[The Man Who Was Thursday by G. K. Chesterton]@TWC D-Link book
The Man Who Was Thursday

CHAPTER VII
19/21

It had fallen accidentally, but just so fallen as to half drape the dome from its very topmost point, and to pick out in perfect silver the great orb and the cross.

When Syme saw it he suddenly straightened himself, and made with his sword-stick an involuntary salute.
He knew that that evil figure, his shadow, was creeping quickly or slowly behind him, and he did not care.
It seemed a symbol of human faith and valour that while the skies were darkening that high place of the earth was bright.

The devils might have captured heaven, but they had not yet captured the cross.

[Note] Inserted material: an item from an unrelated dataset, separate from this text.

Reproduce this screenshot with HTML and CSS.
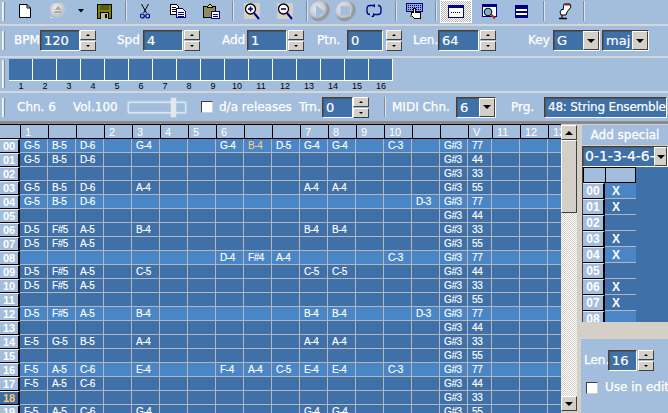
FILE: index.html
```html
<!DOCTYPE html>
<html lang="en"><head><meta charset="utf-8"><title>Tracker</title><link rel="stylesheet" href="styles.css"></head>
<body>
<header class="bars">
<div class="bar bar1">
  <i class="grip"></i>
  <span class="btn w39"><svg width="12" height="14" viewBox="0 0 12 14"><path d="M.5.5h7.5l3.500 3.500v9.500h-11z" fill="#fff" stroke="#000"/><path d="M8 .5v3.500h3.500" fill="none" stroke="#000"/></svg></span>
  <span class="btn w27"><svg width="18" height="16" viewBox="0 0 18 16"><defs><radialGradient id="d1" cx=".4" cy=".4" r=".65"><stop offset="0" stop-color="#f4f4f4"/><stop offset=".65" stop-color="#c9c9c9"/><stop offset="1" stop-color="#a3bddc"/></radialGradient></defs><circle cx="9" cy="7" r="8" fill="url(#d1)"/><path d="M9 3l3.500 4h-7z" fill="#a8a8a8"/><rect x="5.500" y="8" width="7" height="2" fill="#a8a8a8"/><rect x="1" y="14" width="3" height="1" fill="#e8e0c0"/></svg></span>
  <span class="btn w20"><svg width="6" height="4" viewBox="0 0 6 4"><path d="M0 0h6L3 3.500z" fill="#000"/></svg></span>
  <span class="btn w26"><svg width="15" height="15" viewBox="0 0 15 15" shape-rendering="crispEdges"><rect width="15" height="15" fill="#000"/><rect x="1" y="1" width="13" height="13" fill="#808000"/><rect x="3" y="1" width="9" height="5" fill="#5c5c10"/><rect x="3" y="8" width="9" height="7" fill="#000"/><rect x="4" y="9" width="7" height="6" fill="#c4c0a8"/><rect x="8" y="10" width="2" height="4" fill="#000"/></svg></span>
  <i class="sep m8"></i>
  <span class="btn w35"><svg width="10" height="15" viewBox="0 0 10 15"><path d="M1.500 0L6.500 9M8.500 0L3.500 9" stroke="#000" fill="none"/><circle cx="2.300" cy="12" r="2" fill="none" stroke="#000080" stroke-width="1.200"/><circle cx="7.700" cy="12" r="2" fill="none" stroke="#000080" stroke-width="1.200"/></svg></span>
  <span class="btn w32"><svg width="16" height="14" viewBox="0 0 16 14" shape-rendering="crispEdges"><path d="M.5.500h6l2 2v8h-8z" fill="#fff" stroke="#000"/><path d="M2 3h4M2 5h4M2 7h4" stroke="#000"/><path d="M6.500 4.500h6l3 3v6h-9z" fill="#fff" stroke="#000080"/><path d="M8 8h6M8 10h6M8 12h6" stroke="#000080"/></svg></span>
  <span class="btn w34"><svg width="17" height="15" viewBox="0 0 17 15" shape-rendering="crispEdges"><rect x=".5" y="2.500" width="12" height="11" fill="#808040" stroke="#000"/><rect x="1" y="3" width="11" height="10" fill="#8d8d58"/><path d="M4.500 2.500l2-2h1l2 2v1h-5z" fill="#ffd050" stroke="#000"/><rect x="8.500" y="7.500" width="8" height="7" fill="#fff" stroke="#000080"/><path d="M10 10h5M10 12h5" stroke="#000080"/></svg></span>
  <i class="sep m4"></i>
  <span class="btn w36"><svg width="16" height="17" viewBox="0 0 16 17"><rect width="16" height="16" fill="#d4d0c8"/><circle cx="6.500" cy="6" r="5" fill="#fff" stroke="#000" stroke-width="1.300"/><path d="M4 6h5M6.500 3.500v5" stroke="#000080" stroke-width="1.600"/><path d="M10 10l5 6" stroke="#000080" stroke-width="2"/></svg></span>
  <span class="btn w30"><svg width="16" height="17" viewBox="0 0 16 17"><rect width="16" height="16" fill="#d4d0c8"/><circle cx="6.500" cy="6" r="5" fill="#fff" stroke="#000" stroke-width="1.300"/><path d="M4 6h5" stroke="#000080" stroke-width="1.600"/><path d="M10 10l5 6" stroke="#000080" stroke-width="2"/></svg></span>
  <i class="sep m6"></i>
  <span class="btn w24"><svg width="22" height="21" viewBox="0 0 22 21"><defs><radialGradient id="d2" cx=".36" cy=".36" r=".66"><stop offset="0" stop-color="#eceef0"/><stop offset=".55" stop-color="#c8cdd4"/><stop offset=".8" stop-color="#8d8f94"/><stop offset="1" stop-color="#a3bddc"/></radialGradient></defs><circle cx="11" cy="10.500" r="10.500" fill="url(#d2)"/><path d="M7 4l9 6.500-9 6.500z" fill="#a3bddc"/></svg></span>
  <span class="btn w28"><svg width="22" height="21" viewBox="0 0 22 21"><circle cx="11" cy="10.500" r="10.500" fill="url(#d2)"/><rect x="5.500" y="5" width="10" height="10" fill="#a3bddc" stroke="#c8c8c8"/></svg></span>
  <span class="btn w28"><svg width="16" height="14" viewBox="0 0 16 14"><path d="M7 1.500H4Q1 1.500 1 4.500v3Q1 10.500 4 10.500M9 10.500h3Q15 10.500 15 7.500v-3Q15 1.500 12 1.500" fill="none" stroke="#000080" stroke-width="1.300"/><path d="M9 0l-3 1.500L9 3.500zM7 9l3 1.500-3 2z" fill="#000080"/><path d="M5 13l3-3v3z" fill="#000080"/></svg></span>
  <i class="sep m7"></i>
  <span class="btn w36"><svg width="18" height="17" viewBox="0 0 18 17" shape-rendering="crispEdges"><rect x=".5" y=".5" width="16" height="8" fill="#8fa9c8" stroke="#000080"/><path d="M2 2.500h13M2 4.500h13M2 6.500h13" stroke="#000080" stroke-dasharray="1 1"/><path d="M7 8V5h2v4h5v6H8l-3-3V9h2z" fill="#fff" stroke="#000"/><rect x="4" y="12" width="2" height="2" fill="#808000"/></svg></span>
  <i class="sep m2"></i>
  <span class="btn active"><svg width="16" height="13" viewBox="0 0 16 13" shape-rendering="crispEdges"><rect width="16" height="13" fill="#000080"/><rect x="1" y="3" width="14" height="9" fill="#fff"/><path d="M3 7h10" stroke="#000" stroke-dasharray="1 1"/></svg></span>
  <span class="btn w34"><svg width="15" height="15" viewBox="0 0 15 15"><rect x=".5" y=".5" width="14" height="12" fill="#fff" stroke="#000080"/><rect width="15" height="3" fill="#000080"/><circle cx="6" cy="8" r="3.800" fill="#78b8c8" stroke="#000"/><path d="M9 10.500l4 4" stroke="#c02020" stroke-width="2"/></svg></span>
  <span class="btn w31"><svg width="13" height="13" viewBox="0 0 13 13" shape-rendering="crispEdges"><rect width="13" height="13" fill="#000080"/><rect x="1" y="4" width="11" height="2" fill="#fff"/><rect x="1" y="8" width="11" height="2" fill="#fff"/></svg></span>
  <i class="sep m6"></i>
  <span class="btn w38"><svg width="15" height="17" viewBox="0 0 15 17"><path d="M7 1h6l1 3-4 5-1 3H4L3 9l2-3 1 1z" fill="#fff" stroke="#000" stroke-linejoin="round"/><path d="M8 .5h5v2H8z" fill="#a01818"/><path d="M2 15.500h8" stroke="#000" stroke-width="1.500"/><path d="M5 12v3" stroke="#000"/></svg></span>
  <i class="sep"></i>
</div>
<div class="bar bar2">
  <i class="grip"></i>
  <label class="lab lab-bpm">BPM</label><div class="inp i40">120</div><div class="spin"><b class="up"></b><b class="dn"></b></div>
  <label class="lab lab-spd">Spd</label><div class="inp i40">4</div><div class="spin s1"><b class="up"></b><b class="dn"></b></div>
  <label class="lab lab-add">Add</label><div class="inp i40">1</div><div class="spin s1"><b class="up"></b><b class="dn"></b></div>
  <label class="lab lab-ptn">Ptn.</label><div class="inp i36">0</div><div class="spin s3"><b class="up"></b><b class="dn"></b></div>
  <label class="lab lab-len">Len.</label><div class="inp i41">64</div><div class="spin s1"><b class="up"></b><b class="dn"></b></div>
  <label class="lab lab-key">Key</label><div class="combo c47"><span>G</span><b class="drop"></b></div><div class="combo c47 s2"><span>maj</span><b class="drop"></b></div>
</div>
<div class="bar bar3">
  <i class="grip tall"></i>
  <div class="pats">
    <div class="pat">1</div><div class="pat">2</div><div class="pat">3</div><div class="pat">4</div><div class="pat">5</div><div class="pat">6</div><div class="pat">7</div><div class="pat">8</div><div class="pat">9</div><div class="pat">10</div><div class="pat">11</div><div class="pat">12</div><div class="pat">13</div><div class="pat">14</div><div class="pat">15</div><div class="pat">16</div>
  </div>
</div>
<div class="bar bar4">
  <i class="grip"></i>
  <label class="lab lab-chn">Chn. 6</label>
  <label class="lab lab-vol">Vol.100</label>
  <div class="slider"><i class="thumb"></i></div>
  <i class="check chk-da"></i><label class="lab lab-da">d/a releases</label>
  <label class="lab lab-trn">Trn.</label><div class="inp i31 small">0</div><div class="spin small"><b class="up"></b><b class="dn"></b></div>
  <i class="sep m15"></i>
  <label class="lab lab-midi">MIDI Chn.</label><div class="combo c40 small"><span>6</span><b class="drop"></b></div>
  <label class="lab lab-prg">Prg.</label><div class="inp prg small">48: String Ensemble 1</div>
</div>
</header>
<main class="main">
<div class="gridwrap">
<table class="grid">
<thead><tr><th class="corner"></th><th>1</th><th></th><th></th><th>2</th><th>3</th><th>4</th><th>5</th><th>6</th><th></th><th></th><th>7</th><th>8</th><th>9</th><th>10</th><th></th><th></th><th class="v">V</th><th>11</th><th>12</th><th>13</th></tr></thead>
<tbody>
<tr class="hi"><th>00</th><td>G-5<td>B-5<td>D-6<td><td>G-4<td><td><td>G-4<td class="sel">B-4<td>D-5<td>G-4<td>G-4<td><td>C-3<td><td>G#3<td>77<td><td><td></tr>
<tr><th>01</th><td>G-5<td>B-5<td>D-6<td><td><td><td><td><td><td><td><td><td><td><td><td>G#3<td>44<td><td><td></tr>
<tr><th>02</th><td><td><td><td><td><td><td><td><td><td><td><td><td><td><td><td>G#3<td>33<td><td><td></tr>
<tr><th>03</th><td>G-5<td>B-5<td>D-6<td><td>A-4<td><td><td><td><td><td>A-4<td>A-4<td><td><td><td>G#3<td>55<td><td><td></tr>
<tr class="hi"><th>04</th><td>G-5<td>B-5<td>D-6<td><td><td><td><td><td><td><td><td><td><td><td>D-3<td>G#3<td>77<td><td><td></tr>
<tr><th>05</th><td><td><td><td><td><td><td><td><td><td><td><td><td><td><td><td>G#3<td>44<td><td><td></tr>
<tr><th>06</th><td>D-5<td>F#5<td>A-5<td><td>B-4<td><td><td><td><td><td>B-4<td>B-4<td><td><td><td>G#3<td>33<td><td><td></tr>
<tr><th>07</th><td>D-5<td>F#5<td>A-5<td><td><td><td><td><td><td><td><td><td><td><td><td>G#3<td>55<td><td><td></tr>
<tr class="hi"><th>08</th><td><td><td><td><td><td><td><td>D-4<td>F#4<td>A-4<td><td><td><td>C-3<td><td>G#3<td>77<td><td><td></tr>
<tr><th>09</th><td>D-5<td>F#5<td>A-5<td><td>C-5<td><td><td><td><td><td>C-5<td>C-5<td><td><td><td>G#3<td>44<td><td><td></tr>
<tr><th>10</th><td>D-5<td>F#5<td>A-5<td><td><td><td><td><td><td><td><td><td><td><td><td>G#3<td>33<td><td><td></tr>
<tr><th>11</th><td><td><td><td><td><td><td><td><td><td><td><td><td><td><td><td>G#3<td>55<td><td><td></tr>
<tr class="hi"><th>12</th><td>D-5<td>F#5<td>A-5<td><td>B-4<td><td><td><td><td><td>B-4<td>B-4<td><td><td>D-3<td>G#3<td>77<td><td><td></tr>
<tr><th>13</th><td><td><td><td><td><td><td><td><td><td><td><td><td><td><td><td>G#3<td>44<td><td><td></tr>
<tr><th>14</th><td>E-5<td>G-5<td>B-5<td><td>A-4<td><td><td><td><td><td>A-4<td>A-4<td><td><td><td>G#3<td>33<td><td><td></tr>
<tr><th>15</th><td><td><td><td><td><td><td><td><td><td><td><td><td><td><td><td>G#3<td>55<td><td><td></tr>
<tr class="hi"><th>16</th><td>F-5<td>A-5<td>C-6<td><td>E-4<td><td><td>F-4<td>A-4<td>C-5<td>E-4<td>E-4<td><td>C-3<td><td>G#3<td>77<td><td><td></tr>
<tr><th>17</th><td>F-5<td>A-5<td>C-6<td><td><td><td><td><td><td><td><td><td><td><td><td>G#3<td>44<td><td><td></tr>
<tr class="cur"><th>18</th><td><td><td><td><td><td><td><td><td><td><td><td><td><td><td><td>G#3<td>33<td><td><td></tr>
<tr><th>19</th><td>F-5<td>A-5<td>C-6<td><td>G-4<td><td><td><td><td><td>G-4<td>G-4<td><td><td><td>G#3<td>55<td><td><td></tr>
</tbody></table>
</div>
<div class="vscroll"><b class="sbtn up"></b><b class="sthumb"></b><i class="strack"></i><b class="sbtn dn"></b></div>
<aside class="side">
  <div class="addsp">Add special</div>
  <div class="combo spcombo"><span>0-1-3-4-6-7-9</span><b class="drop"></b></div>
  <div class="subwrap">
    <table class="sub">
      <thead><tr><th></th><th class="xc"></th></tr></thead>
      <tbody>
      <tr class="hi"><th>00</th><td>X</td></tr><tr><th>01</th><td>X</td></tr><tr><th>02</th><td></td></tr><tr><th>03</th><td>X</td></tr><tr class="hi"><th>04</th><td>X</td></tr><tr><th>05</th><td></td></tr><tr><th>06</th><td>X</td></tr><tr><th>07</th><td>X</td></tr><tr class="hi"><th>08</th><td></td></tr>
      </tbody>
    </table>
  </div>
  <div class="opts">
    <div class="lenrow"><label class="lab">Len.</label><div class="inp i29">16</div><div class="spin s1 sm"><b class="up"></b><b class="dn"></b></div></div>
    <div class="editrow"><i class="check"></i><label class="lab">Use in editor</label></div>
  </div>
</aside>
</main>
</body></html>
```
FILE: styles.css
```css
*{box-sizing:border-box}
html,body{margin:0;padding:0;width:668px;height:413px;overflow:hidden;background:#a3bddc}
body{font-family:"DejaVu Sans",sans-serif;color:#fff}
.bars{display:block}
.bar{display:flex;align-items:center;background:#a3bddc;overflow:hidden;white-space:nowrap}
.bar1{height:26px;padding-bottom:2px;border-bottom:2px solid #d4d6d8}
.bar2{height:32px;padding-bottom:2px;padding-top:1px;border-bottom:2px solid #d4d6d8}
.bar3{height:35px;border-bottom:2px solid #d4d6d8;align-items:flex-start}
.bar4{height:31px;border-bottom:3px solid #8a8a8a}
.grip{display:block;margin-left:2px;width:3px;height:19px;background:#e6e8ea;border-right:1px solid #8090a4;border-left:1px solid #f4f4f4;flex:none}
.grip.tall{height:28px;margin-top:2px}
.sep{display:block;flex:none;width:2px;height:20px;background:#dfe3e8;border-left:1px solid #7f8c9c}
.m2{margin-left:2px}.m4{margin-left:4px}.m6{margin-left:6px}.m7{margin-left:7px}.m8{margin-left:8px}.m15{margin-left:15px}
.btn{display:flex;align-items:center;justify-content:center;flex:none;height:22px}
.w20{width:20px}.w24{width:24px}.w26{width:26px}.w27{width:27px}.w28{width:28px}.w30{width:30px}.w31{width:31px}.w32{width:32px}.w34{width:34px}.w35{width:35px}.w36{width:36px}.w38{width:38px}.w39{width:39px}
.active{width:32px;margin-left:3px;height:23px;border:1px solid #fff;background:conic-gradient(#fff 25%,#b8b8b0 0 50%,#fff 0 75%,#b8b8b0 0) 0 0/2px 2px}
.lab{display:block;flex:none;font-size:12px;color:#fff;line-height:15px;-webkit-text-stroke:.25px #fff}
.lab-bpm{margin-left:9px;width:26px}
.lab-spd{margin-left:21px;width:26px}
.lab-add{margin-left:22px;width:25px}
.lab-ptn{margin-left:13px;width:30px}
.lab-len{margin-left:11px;width:25px}
.lab-key{margin-left:32px;width:25px}
.inp,.combo{flex:none;height:21px;border:1px solid;border-color:#404040 #fff #fff #404040;box-shadow:inset 1px 1px 0 #555;background:#4070a8;color:#fff;font-size:13px;line-height:19px;padding-left:3px;overflow:hidden;white-space:nowrap;-webkit-text-stroke:.2px #fff}
.i29{width:29px}.i31{width:31px}.i36{width:36px}.i40{width:40px}.i41{width:41px}
.prg{width:123px;padding-left:3px;font-size:12px;letter-spacing:-.2px}
.small{height:21px}
.spin{display:flex;flex-direction:column;gap:1px;width:16px;flex:none;height:21px}
.s1{margin-left:1px}.s2{margin-left:2px}.s3{margin-left:3px}
.spin b{display:flex;align-items:center;justify-content:center;flex:1;background:#d4d0c8;border:1px solid;border-color:#fff #404040 #404040 #fff}
.spin b::after{content:"";width:0;height:0;border-left:2px solid transparent;border-right:2px solid transparent}
.spin .up::after{border-bottom:2px solid #000}
.spin .dn::after{border-top:2px solid #000}
.combo{display:flex;padding-left:3px;justify-content:space-between;align-items:stretch}
.combo span{overflow:hidden}
.c47{width:47px}.c40{width:40px}
.drop{display:flex;align-items:center;justify-content:center;flex:none;width:16px;background:#d4d0c8;border:1px solid;border-color:#fff #404040 #404040 #fff;box-shadow:1px 1px 0 #222}
.drop::after{content:"";width:0;height:0;border-left:4px solid transparent;border-right:4px solid transparent;border-top:4px solid #000}
.pats{display:flex;margin-left:4px;margin-top:1px}
.pat{width:24px;height:32px;padding-top:23px;border:0 solid #fff;text-align:center;color:#000;font:9px/9px "Liberation Sans",sans-serif;background:linear-gradient(#4070a8 21px,#fff 21px,#fff 22px,#a3bddc 22px);position:relative}
.pat::after{content:"";position:absolute;right:0;top:0;width:1px;height:22px;background:#fff}
.lab-chn{margin-left:12px;width:39px}
.lab-vol{margin-left:17px;width:47px}
.slider{flex:none;margin-left:8px;width:58px;height:11px;border:1px solid #dce6f0;box-shadow:0 0 2px #fff,inset 0 0 1px #fff;position:relative}
.thumb{position:absolute;left:42px;top:-5px;width:5px;height:19px;background:#e4e8ec;box-shadow:0 0 1px #fff}
.check{display:block;flex:none;width:12px;height:12px;background:#fff;border:1px solid;border-color:#404040 #d4d0c8 #d4d0c8 #404040}
.chk-da{margin-left:15px}
.lab-da{margin-left:6px;width:74px}
.lab-trn{margin-left:6px;width:23px}
.lab-midi{margin-left:6px;width:64px}
.lab-prg{margin-left:15px;width:33px}
.main{display:flex;height:289px;overflow:hidden}
.gridwrap{width:561px;flex:none;overflow:hidden;height:289px}
table{border-collapse:separate;border-spacing:0}
.grid{table-layout:fixed;width:576px}
.grid th,.grid td{padding:0;height:14px;max-height:14px;overflow:hidden;white-space:nowrap;font:10px/11px "Liberation Sans",sans-serif;letter-spacing:-.4px}
.grid td{width:28px;background:#4070a8;border-right:1px solid #b4b8bc;border-bottom:1px solid #b4b8bc;padding-left:4px;color:#fff;vertical-align:middle;-webkit-text-stroke:.15px #fff}
.grid tr td:nth-child(18){width:24px}
.grid tr.hi td{background:#4a86c5}
.grid td.sel{background:#2f5078;color:#ffd27a;-webkit-text-stroke:0}
.grid thead th{height:15px;width:28px;background:#a3bddc;border-top:1px solid #000;border-bottom:1px solid #000;border-left:1px solid #000;text-align:left;padding:2px 0 0 4px;color:#fff;font:11px/11px "Liberation Sans",sans-serif;letter-spacing:0}
.grid thead th:first-child{width:20px;border-left:0}
.grid thead th.v{width:24px}
.grid tbody th{width:20px;background:#a3bddc;border-right:2px solid #000;border-bottom:1px solid #000;border-top:1px solid #e8eef5;color:#fff;font:bold 11px/11px "Liberation Sans",sans-serif;text-align:center;letter-spacing:0}
.grid tr.cur td{background:#4070a8}
.grid tr.cur th{background:#3a6ba6;color:#ffc870}
.vscroll{width:16px;flex:none;display:flex;flex-direction:column;height:289px;background:#d4d0c8}
.sbtn,.sthumb{display:flex;align-items:center;justify-content:center;flex:none;background:#d4d0c8;border:1px solid;border-color:#fff #404040 #404040 #fff}
.sbtn{height:15px;margin-top:1px}
.sbtn.up::after{content:"";width:0;height:0;border-left:4px solid transparent;border-right:4px solid transparent;border-bottom:4px solid #000}
.sbtn.dn::after{content:"";width:0;height:0;border-left:4px solid transparent;border-right:4px solid transparent;border-top:4px solid #000}
.sthumb{height:73px}
.strack{display:block;flex:1;background:conic-gradient(#fff 25%,#d4d0c8 0 50%,#fff 0 75%,#d4d0c8 0) 0 0/2px 2px}
.vscroll .dn{margin-top:0;margin-bottom:2px}
.side{flex:1;min-width:0;display:flex;flex-direction:column;background:#d4d0c8;padding-left:5px;overflow:hidden}
.addsp{height:20px;margin-top:1px;background:#a3bddc;text-align:center;font:12px/20px "DejaVu Sans",sans-serif;color:#fff;-webkit-text-stroke:.3px #fff}
.spcombo{height:21px;width:86px;margin-top:1px;padding-left:2px;font-size:14px;line-height:19px;flex:none}
.spcombo span{flex:1;min-width:0}
.spcombo .drop{width:13px}
.subwrap{height:155px;flex:none;background:#4070a8;overflow:hidden;border-left:1px solid #404040}
.sub{table-layout:fixed;width:53px}
.sub th,.sub td{padding:0;overflow:hidden}
.sub thead th{height:16px;background:#a3bddc;border-left:1px solid #000;border-top:1px solid #000;border-bottom:1px solid #000}
.sub thead th.xc{width:31px;border-right:1px solid #000}
.sub tbody th{height:16px;width:21px;background:#a3bddc;border-right:2px solid #000;border-bottom:1px solid #000;border-top:1px solid #e8eef5;font:bold 12px/13px "Liberation Sans",sans-serif;color:#fff;text-align:center}
.sub td{height:16px;background:#4070a8;border-bottom:1px solid #b4b8bc;font:bold 12px/14px "Liberation Sans",sans-serif;padding-left:7px;color:#fff}
.sub tr.hi td{background:#4a86c5}
.opts{margin-top:17px;flex:1;background:#a3bddc;margin-left:-1px;padding:11px 0 0 3px}
.lenrow{display:flex;align-items:center}
.lenrow .lab{width:24px}
.editrow{display:flex;align-items:center;gap:7px;margin-top:9px;margin-left:2px;white-space:nowrap}
```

He had a new impulse to tear out the secret of this dancing, jumping and pursuing paralytic; and at the entrance of the court as it opened upon the Circus he turned, stick in hand, to face his pursuer.
Professor de Worms came slowly round the corner of the irregular alley behind him, his unnatural form outlined against a lonely gas-lamp, irresistibly recalling that very imaginative figure in the nursery rhymes, "the crooked man who went a crooked mile." He really looked as if he had been twisted out of shape by the tortuous streets he had been threading.

He came nearer and nearer, the lamplight shining on his lifted spectacles, his lifted, patient face.